When I do 'open .profile' in the terminal I have the following:

export PATH=$PATH:/usr/local/git/bin 

Now I installed node.js for Mac and it says,

Make sure that /usr/local/bin is in your $PATH.

How can I add /usr/local/bin to export PATH=$PATH:/usr/local/git/bin?

  • 24
    I have voted to re-open this quesiton. It is about Node.js as well as Git (which is a tool that programmers use). – KatieK Sep 18 '13 at 4:26
  • 8
    Yeah. If not here, where. – bobobobo Jan 8 '14 at 16:43
  • 5
    Minor bit of information: I don't know about earlier versions of OS X, but as of Yosemite at least, /usr/local/bin is included in $PATH by default.

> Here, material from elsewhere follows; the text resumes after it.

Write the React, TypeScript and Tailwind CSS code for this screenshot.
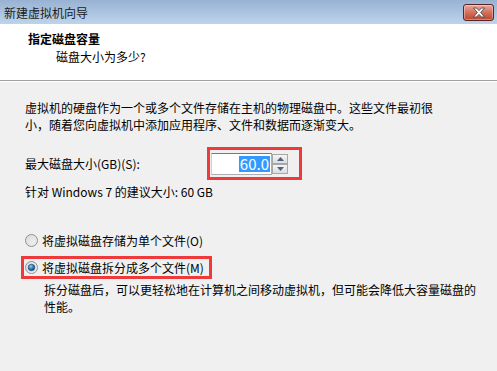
import React from 'react';

const font = { fontFamily: '"Noto Sans CJK SC", "Noto Sans", sans-serif' };

const CloseButton = () => (
  <div className="w-[31px] h-[17px] rounded-[3px] border border-[#5a2424] bg-gradient-to-b from-[#e9a99b] via-[#d2705c] to-[#c0432c] flex items-center justify-center shadow-[inset_0_0_0_1px_rgba(255,255,255,0.35)]">
    <svg width="14" height="11" viewBox="0 0 14 11">
      <path
        d="M1.5 1 L4.5 1 L7 3.6 L9.5 1 L12.5 1 L8.6 5.5 L12.5 10 L9.5 10 L7 7.4 L4.5 10 L1.5 10 L5.4 5.5 Z"
        fill="#ffffff"
        stroke="#4a4a4a"
        strokeWidth="0.9"
        strokeLinejoin="round"
      />
    </svg>
  </div>
);

const Radio = ({ checked }: { checked?: boolean }) => (
  <svg width="13" height="13" viewBox="0 0 13 13" className="shrink-0">
    <defs>
      <linearGradient id="rb" x1="0" y1="0" x2="1" y2="1">
        <stop offset="0" stopColor="#d8d8d8" />
        <stop offset="1" stopColor="#f8f8f8" />
      </linearGradient>
      <radialGradient id="dot" cx="0.4" cy="0.35" r="0.7">
        <stop offset="0" stopColor="#8fd3fb" />
        <stop offset="0.5" stopColor="#2a7fc0" />
        <stop offset="1" stopColor="#113d6a" />
      </radialGradient>
    </defs>
    <circle cx="6.5" cy="6.5" r="6" fill="url(#rb)" stroke="#8f8f8f" strokeWidth="1" />
    <circle cx="6.5" cy="6.5" r="4.5" fill="none" stroke="#e2e2e2" strokeWidth="1" />
    {checked && <circle cx="6.5" cy="6.5" r="3.3" fill="url(#dot)" stroke="#1d4d78" strokeWidth="0.6" />}
  </svg>
);

const SpinBtn = ({ up }: { up?: boolean }) => (
  <div className="w-[16px] h-[10px] border border-[#a7a7a7] bg-gradient-to-b from-[#f5f5f5] to-[#dcdcdc] flex items-center justify-center">
    <svg width="7" height="4" viewBox="0 0 7 4">
      {up ? <path d="M0 4 L3.5 0 L7 4 Z" fill="#4d6185" /> : <path d="M0 0 L3.5 4 L7 0 Z" fill="#4d6185" />}
    </svg>
  </div>
);

export default function App() {
  return (
    <div className="w-[497px] h-[371px] bg-[#f0f0f0] flex flex-col text-[12px] text-black overflow-hidden" style={font}>
      <div className="h-[24px] shrink-0 bg-gradient-to-b from-[#98b2d3] to-[#bed4ec] flex items-center justify-between pl-[4px] pr-[3px]">
        <span className="text-[#1a1a1a] leading-[17px]">新建虚拟机向导</span>
        <CloseButton />
      </div>

      <div className="h-[56px] shrink-0 bg-white pl-[28px] pt-[6px]">
        <div className="font-bold leading-[17px]">指定磁盘容量</div>
        <div className="leading-[17px] mt-[1px] pl-[28px]">磁盘大小为多少?</div>
      </div>
      <div className="h-px bg-[#a0a0a0]" />
      <div className="h-px bg-white" />

      <div className="flex flex-col px-[25px]">
        <p className="mt-[17px] leading-[17px] whitespace-nowrap">
          虚拟机的硬盘作为一个或多个文件存储在主机的物理磁盘中。这些文件最初很
          <br />
          小，随着您向虚拟机中添加应用程序、文件和数据而逐渐变大。
        </p>

        <div className="mt-[14px] flex items-center h-[33px]">
          <span className="w-[182px] leading-[17px]">最大磁盘大小(GB)(S):</span>
          <div className="border-[3px] border-[#ee3a3a] pt-[3px] pb-[2px] pl-[1px] pr-[11px] flex items-start">
            <div className="w-[61px] h-[22px] bg-white border border-[#abadb3] border-t-[#5a7fae] border-l-[#c3d3e6] flex items-center justify-end pr-[1px]">
              <span className="bg-[#3399ff] text-white text-[15px] leading-[16px] px-[1px]">60.0</span>
            </div>
            <div className="flex flex-col mt-[1px]">
              <SpinBtn up />
              <SpinBtn />
            </div>
          </div>
        </div>

        <div className="mt-[3px] leading-[17px]">针对 Windows 7 的建议大小: 60 GB</div>

        <div className="mt-[30px] h-[20px] flex items-center gap-[4px]">
          <Radio />
          <span className="leading-[17px]">将虚拟磁盘存储为单个文件(O)</span>
        </div>

        <div className="mt-[6px] -ml-[4px] self-start h-[23px] border-[3px] border-[#ee3a3a] pl-[1px] pr-[5px] flex items-center gap-[4px]">
          <Radio checked />
          <span className="leading-[17px]">将虚拟磁盘拆分成多个文件(M)</span>
        </div>

        <p className="mt-[2px] ml-[19px] leading-[17px] whitespace-nowrap">
          拆分磁盘后，可以更轻松地在计算机之间移动虚拟机，但可能会降低大容量磁盘的
          <br />
          性能。
        </p>
      </div>
    </div>
  );
}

You can check what's in your $PATH by running echo $PATH. – Ross Henderson May 18 '15 at 16:28
up vote 87 down vote accepted
export PATH=$PATH:/usr/local/git/bin:/usr/local/bin

One note: you don't need quotation marks here because it's on the right hand side of an assignment, but in general, and especially on Macs with their tradition of spacy pathnames, expansions like $PATH should be double-quoted as "$PATH".

  • 6
    While you can do this, it's not the OS X way. Paths on OS X are built using /usr/libexec/path_helper, called from the default /etc/profile. Start at man path_helper then add your paths in files in /etc/paths.d. You will find that pretty much every path setting example from other OSs includes $PATH because none of them seem to be able to commit to being the first one in the chain... – Synchro Jul 7 '14 at 12:54
  • I was just answering the question of how to add multiple directories to the PATH. You could also create multiple entries in /etc/paths.d or a single entry with multiple directories, one per line, but that doesn't help you at the prompt, and is just an indirect way of accomplishing the same thing. Plus, even though the question is tagged osx, this approach has the advantage of working on Linux and other UNIX-like systems as well. – Mark Reed Jul 7 '14 at 14:32
  • The problem I find on Linux is that's it's horribly inconsistent and not a good example to follow. You'll find different sources telling you to use .profile, .bashrc, /etc/profile, /etc/environment and so on, and none of them want to take responsibility of saying "this is the right place to set the system path", so you end up taking the cross-your-fingers-and-hope approach of tacking $PATH onto everything, especially programatically. Install npm from homebrew and the paths work magically because it does it the right way. – Synchro Jul 7 '14 at 14:42

Try placing $PATH at the end.

export PATH=/usr/local/git/bin:/usr/local/bin:$PATH

I've had the same problem with you.

cd to ../etc/ then use ls to make sure your "paths" file is in , vim paths, add "/usr/local/bin" at the end of the file.

I tend to find this neat

sudo mkdir -p /etc/paths.d   # was optional in my case
echo /usr/local/git/bin  | sudo tee /etc/paths.d/mypath1

To make the edited value of path persists in the next sessions

cd ~/
touch .bash_profile
open .bash_profile

That will open the .bash_profile in editor, write inside the following after adding what you want to the path separating each value by column.